Бабушка обмахнула платье и потрясла головой, словно смахивала с платья вызов, брошенный ей всем миром, и вытряхивала его из головы.
– У него была любимая сестра, – продолжала она, – доброе создание, она была с ним очень ласкова. Но она поступила так же, как все они поступают, – взяла себе мужа. А муж поступил тоже так, как все они поступают, – сделал ее несчастной. Это так повлияло на рассудок мистера Дика (надеюсь, хоть это-то не сумасшествие!), что беда, которая стряслась, и страх перед братом, и сознание его недоброжелательства – все вместе довело его до горячки. Все это случилось прежде, чем он переехал ко мне, но воспоминания до сих пор угнетают его. Говорил он тебе что-нибудь, малыш, о короле Карле Первом?
– Да, бабушка.
– Ах! – Бабушка потерла нос, словно чем-то раздосадованная. – Это у него такая аллегорическая манера выражаться! Натурально, он связывает свою болезнь с большими волнениями и сумятицей, и для этого выбрал такой образ или сравнение, или как там оно называется… А почему бы и не выбрать, если ему это по вкусу?
– Конечно, бабушка, – согласился я.
– Так обычно не выражаются, это не деловой язык, я это знаю, и вот почему я настаиваю, чтобы он не касался этого вопроса в своем Мемориале.
– В этом Мемориале он описывает свою жизнь, бабушка?
– Да, малыш, – ответила бабушка, снова потирая нос. – Он пишет Мемориал о своих делах для лорд-канцлера, или для другого лорда, или для любой особы, которым платят жалованье за то, что они получают мемориалы. Думаю, он пошлет его на днях. Пока он еще не может обойтись без того, чтобы не вводить этой аллегории. Впрочем, неважно! Это его занимает.
И в самом деле, позднее я узнал, что мистер Дик больше десяти лет старается выбросить короля Карла Первого из своего Мемориала, но тот постоянно туда возвращался, да и теперь там пребывает.
– Я повторяю, – продолжала бабушка, – никто не знает, кроме меня, какой у этого человека ум!

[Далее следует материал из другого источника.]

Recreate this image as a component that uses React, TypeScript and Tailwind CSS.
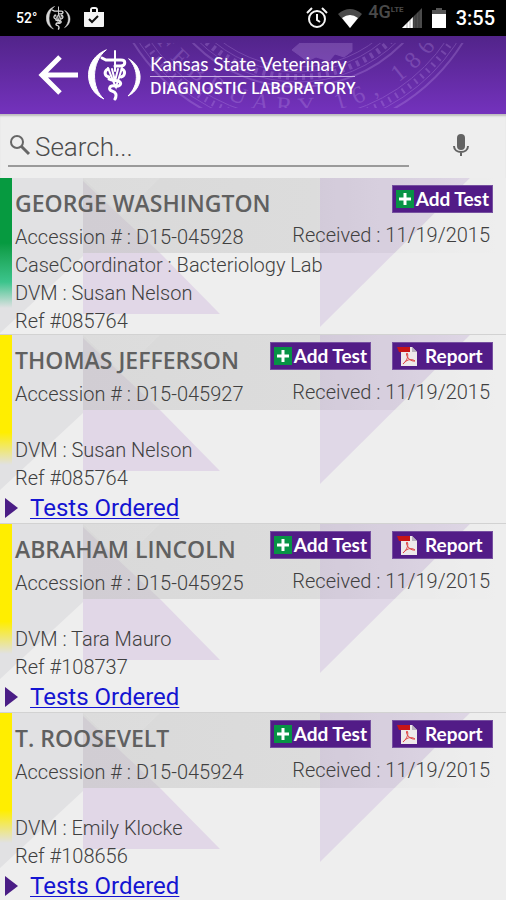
type Patient = {
  name: string;
  accession: string;
  coordinator?: string;
  dvm: string;
  refNo: string;
  done: boolean;
};

const patients: Patient[] = [
  { name: "GEORGE WASHINGTON", accession: "D15-045928", coordinator: "Bacteriology Lab", dvm: "Susan Nelson", refNo: "085764", done: false },
  { name: "THOMAS JEFFERSON", accession: "D15-045927", dvm: "Susan Nelson", refNo: "085764", done: true },
  { name: "ABRAHAM LINCOLN", accession: "D15-045925", dvm: "Tara Mauro", refNo: "108737", done: true },
  { name: "T. ROOSEVELT", accession: "D15-045924", dvm: "Emily Klocke", refNo: "108656", done: true },
];

function VetEmblem({ className }: { className: string }) {
  return (
    <svg className={className} viewBox="0 0 54 52" fill="none" stroke="currentColor" strokeLinecap="round" aria-hidden="true">
      <path d="M18 1C-5 10-5 41 16 50C3 39 3 13 18 1Z" fill="currentColor" />
      <path d="M41 10C56 18 56 39 40 47C51 36 51 21 41 10Z" fill="currentColor" />
      <path d="M27 2V22" strokeWidth="2" />
      <path d="M14 9L18 11H33C38 11 38 16 33 17H27" strokeWidth="3" />
      <path d="M20 20C16 22 16 27 21 28M34 20C38 22 37 27 33 28" strokeWidth="3" />
      <path d="M20 19L26 34L28 38L34 19M24 20L27 32L30 20" strokeWidth="2" />
      <path d="M21 30C24 32 30 31 32 33C34 36 30 38 27 37C21 36 20 41 24 42C28 43 29 46 27 50" strokeWidth="3" />
    </svg>
  );
}

function Seal() {
  return (
    <svg className="absolute left-0 top-0 h-full w-[506px]" viewBox="0 36 506 78" fill="none" stroke="#c9a5ee" aria-hidden="true">
      <defs>
        <clipPath id="sealClip"><rect x="120" y="43" width="386" height="65" /></clipPath>
        <path id="sealText" d="M124 -60A174 174 0 0 0 472 -60" />
      </defs>
      <g clipPath="url(#sealClip)" opacity="0.25">
        <circle cx="298" cy="-60" r="194" strokeWidth="2" />
        <circle cx="298" cy="-60" r="184" strokeWidth="6" strokeDasharray="2 6" />
        <circle cx="298" cy="-60" r="189" />
        <circle cx="298" cy="-60" r="179" />
        <circle cx="298" cy="-60" r="147" strokeWidth="2" />
        <circle cx="298" cy="-60" r="137" strokeWidth="6" strokeDasharray="3 5" />
        <circle cx="298" cy="-60" r="142" />
        <circle cx="298" cy="-60" r="132" />
        <circle cx="298" cy="-60" r="127" />
        <path d="M292 50l8-7h52l0 8-8 6-9-3-6 7-13-4-9 4-8-6z" fill="#c9a5ee" />
        <text fill="#c9a5ee" stroke="none" fontFamily="Liberation Serif, serif" fontSize="24" letterSpacing="8" textAnchor="end">
          <textPath href="#sealText" startOffset="440">FEBRUARY 16, 186</textPath>
        </text>
      </g>
    </svg>
  );
}

function StatusBar() {
  return (
    <div className="flex h-9 items-center bg-black pl-4 pr-[11px] text-white">
      <span className="w-[30px] text-[14px] font-medium">52°</span>
      <VetEmblem className="h-6 w-[25px] text-[#d8d8d8]" />
      <svg className="ml-3 h-6 w-[22px]" viewBox="0 0 22 24" aria-hidden="true">
        <path d="M1 6H7V4Q7 1 10 1H12Q15 1 15 4V6H21V20Q21 21 20 21H2Q1 21 1 20ZM9 6H13V3H9Z" fill="#f4f4f4" />
        <path d="M6 13l3 3 6-6" fill="none" stroke="#111" strokeWidth="2" />
      </svg>
      <svg className="ml-auto h-6 w-[22px]" viewBox="0 0 22 24" fill="none" stroke="#f4f4f4" strokeWidth="2" aria-hidden="true">
        <circle cx="11" cy="13" r="8" /><path d="M11 8v6l3 2M1 7l5-5M21 7l-5-5" />
      </svg>
      <svg className="ml-[9px] h-6 w-[26px]" viewBox="0 0 26 24" aria-hidden="true">
        <path d="M1 8Q13-2 25 8L13 22Z" fill="#4b4b4b" />
        <path d="M5 12Q13 6 21 12L13 22Z" fill="#fff" />
      </svg>
      <span className="mb-3 ml-[5px] flex items-start text-[#4a4a4a]">
        <span className="text-[18px] font-medium leading-5">4G</span>
        <span className="pt-1 text-[8px] font-bold leading-[8px]">LTE</span>
      </span>
      <svg className="-ml-[5px] h-6 w-6" viewBox="0 0 24 24" aria-hidden="true">
        <path d="M23 2V22H3Z" fill="#4b4b4b" /><path d="M14 11V22H3Z" fill="#fff" />
        <path d="M8 12v10M11 10v12M14 8v14M17 6v16M20 4v18" stroke="#000" opacity=".3" />
      </svg>
      <svg className="ml-2 h-6 w-4" viewBox="0 0 16 24" aria-hidden="true">
        <path d="M1 4H5V2H11V4H15V8H1Z" fill="#555" /><path d="M1 8H15V22H1Z" fill="#fff" />
      </svg>
      <span className="ml-[9px] text-[20px] font-medium leading-6">3:55</span>
    </div>
  );
}

function Header() {
  return (
    <header className="relative flex h-[78px] items-center bg-linear-to-b from-[#52248a] to-[#7432bd] pl-[38px] text-white">
      <Seal />
      <button type="button" aria-label="Back" className="relative">
        <svg className="h-10 w-10" viewBox="0 0 40 40" fill="none" stroke="currentColor" strokeWidth="5" aria-hidden="true">
          <path d="M40 20H4M22 2L4 20L22 38" />
        </svg>
      </button>
      <VetEmblem className="relative ml-[10px] h-[52px] w-[54px]" />
      <h1 className="relative ml-[8px] flex flex-col font-['Open_Sans','Noto_Sans',sans-serif]">
        <span className="border-b border-[#c9b0e4] font-['Lato','Noto_Sans',sans-serif] text-[19px] font-normal leading-[25px]">Kansas State Veterinary</span>
        <span className="text-[16px] font-semibold leading-[23px]">DIAGNOSTIC LABORATORY</span>
      </h1>
    </header>
  );
}

function SearchBar() {
  return (
    <form className="flex h-16 items-start pl-2 pr-[34px] pt-[15px] shadow-[inset_0_3px_2px_-1px_#bdbdbd]">
      <label className="flex h-[38px] w-[401px] shrink items-start border-b-2 border-[#9a9a9a]">
        <svg className="ml-px mt-[5px] h-[22px] w-[22px] shrink-0" viewBox="0 0 22 22" fill="none" stroke="#666" strokeWidth="2" aria-hidden="true">
          <circle cx="8" cy="8" r="6" /><path d="M12 12l8 8" strokeWidth="3" />
        </svg>
        <input aria-label="Search" placeholder="Search..." className="ml-[4px] mt-px h-[34px] min-w-0 flex-1 bg-transparent text-[26px] font-light leading-[34px] outline-none placeholder:text-[#4c4c4c]" />
      </label>
      <button type="button" aria-label="Voice search" className="ml-auto mt-[4px]">
        <svg className="h-[26px] w-[22px]" viewBox="0 0 22 26" fill="none" stroke="#636363" strokeWidth="2" aria-hidden="true">
          <rect x="7" y="1" width="8" height="16" rx="4" fill="#636363" stroke="none" />
          <path d="M4 13c0 8 14 8 14 0M11 19v4" />
        </svg>
      </button>
    </form>
  );
}

function CardBackdrop() {
  return (
    <svg className="absolute left-0 top-0 h-[188px] w-[506px]" viewBox="0 0 506 188" aria-hidden="true">
      <defs>
        <linearGradient id="band" x1="83" x2="506" y1="0" y2="0" gradientUnits="userSpaceOnUse">
          <stop offset="0" stopColor="#d9d9d9" /><stop offset=".55" stopColor="#dcdcdc" /><stop offset="1" stopColor="#eeeeee" />
        </linearGradient>
      </defs>
      <path d="M0 0H83V78L0 155Z" fill="#e1e1e3" />
      <path d="M83 0H506V75H83Z" fill="url(#band)" />
      <path d="M83 75H160L220 136H83Z" fill="#b68fd0" opacity=".24" />
      <path d="M83 3L160 75H83Z" fill="#b5a0c0" opacity=".2" />
      <path d="M122 37L160 0H83Z" fill="#fff" opacity=".1" />
      <path d="M320 0H470L320 149Z" fill="#b292d2" opacity=".24" />
      <path d="M470 0H506V75H395Z" fill="#eeeeee" opacity=".6" />
    </svg>
  );
}

function AddTestButton() {
  return (
    <button type="button" className="flex h-7 w-[101px] items-center justify-between border border-[#7650a0] bg-[#521c87] px-[3px] text-[19px] font-bold leading-6 text-white font-['Lato','Noto_Sans',sans-serif]">
      <svg className="h-[18px] w-[18px] shrink-0" viewBox="0 0 18 18" aria-hidden="true">
        <path d="M0 0H18V18H0Z" fill="#079345" /><path d="M9 3V15M3 9H15" stroke="#fff" strokeWidth="3" />
      </svg>
      <span className="whitespace-nowrap">Add Test</span>
    </button>
  );
}

function ReportButton() {
  return (
    <button type="button" className="flex h-7 w-[101px] items-center gap-2 border border-[#7650a0] bg-[#521c87] pl-1 text-[19px] font-bold leading-6 text-white font-['Lato','Noto_Sans',sans-serif]">
      <svg className="h-5 w-5 shrink-0" viewBox="0 0 20 20" aria-hidden="true">
        <path d="M4 1H15L20 6V20H4Z" fill="#eee9ea" /><path d="M15 1V6H20Z" fill="#b9b3bd" />
        <path d="M0 1H13V6H2Z" fill="#c81516" />
        <path d="M6 18C10 15 12 9 10 7C8 8 12 16 18 15C14 12 9 14 6 18Z" fill="none" stroke="#e04343" />
      </svg>
      <span>Report</span>
    </button>
  );
}

function PatientCard({ patient }: { patient: Patient }) {
  return (
    <li className="relative">
      <div className="absolute inset-0 overflow-hidden border-b border-[#d2d2d2]">
        <CardBackdrop />
        <div className={patient.done ? "relative h-[130px] w-3 bg-linear-to-b from-[#ffee00] from-75% to-[#ffee00]/0" : "relative h-[130px] w-3 bg-linear-to-b from-[#069a40] from-50% via-[#3cc48c] via-80% to-[#3cc48c]/0"} />
      </div>
      <article className="relative">
        <div className="flex items-start justify-between pl-[15px] pr-[13px] pt-[7px]">
          <h2 className="whitespace-nowrap pt-[3px] text-[23px] font-semibold leading-[30px] text-[#606060] font-['Open_Sans','Noto_Sans',sans-serif]">{patient.name}</h2>
          <div className="flex gap-[21px]">
            <AddTestButton />
            {patient.done && <ReportButton />}
          </div>
        </div>
        <div className="flex items-start justify-between pl-[15px] pr-4 pt-[5px] leading-7">
          <p>Accession # : {patient.accession}</p>
          <p className="-mt-[2px]">Received : 11/19/2015</p>
        </div>
        <div className="pl-[15px] leading-7">
          <p className="h-7">{patient.coordinator && `CaseCoordinator : ${patient.coordinator}`}</p>
          <p>DVM : {patient.dvm}</p>
          <p>Ref #{patient.refNo}</p>
        </div>
        {patient.done && (
          <div className="flex h-8 items-center pl-[5px]">
            <svg className="h-[22px] w-[14px]" viewBox="0 0 14 22" aria-hidden="true"><path d="M0 1L13 11L0 21Z" fill="#4a1d85" /></svg>
            <a href="#tests" className="ml-[11px] text-[24px] font-normal leading-7 text-[#1414d2] underline decoration-1 underline-offset-2">Tests Ordered</a>
          </div>
        )}
      </article>
    </li>
  );
}

export default function App() {
  return (
    <div className="h-screen overflow-hidden bg-[#eeeeee] font-['Roboto',sans-serif] text-[20px] font-light text-[#404040]">
      <StatusBar />
      <Header />
      <main>
        <SearchBar />
        <ul>
          {patients.map((patient) => <PatientCard key={patient.accession} patient={patient} />)}
        </ul>
      </main>
    </div>
  );
}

Он самый сердечный, самый покладистый человек на свете. Допустим, он любит запускать бумажный змей. Какое это имеет значение? Франклин тоже любил запускать змей. Он был квакер или что-то в этом роде, если я не ошибаюсь. А квакер, запускающий змей, куда более смешон, чем кто-нибудь другой.
Если бы я предполагал, что бабушка рассказывала все эти подробности для моей пользы и в подтверждение своего доверия ко мне, я почувствовал бы себя крайне польщенным и в таких знаках расположения мог бы усмотреть доброе предзнаменование. Но вряд ли я мог не заметить, что она начала этот разговор главным образом потому, что сей вопрос невольно возникал у нее, и отвечала она себе самой, но отнюдь не мне, к которому она адресовалась за отсутствием другого слушателя.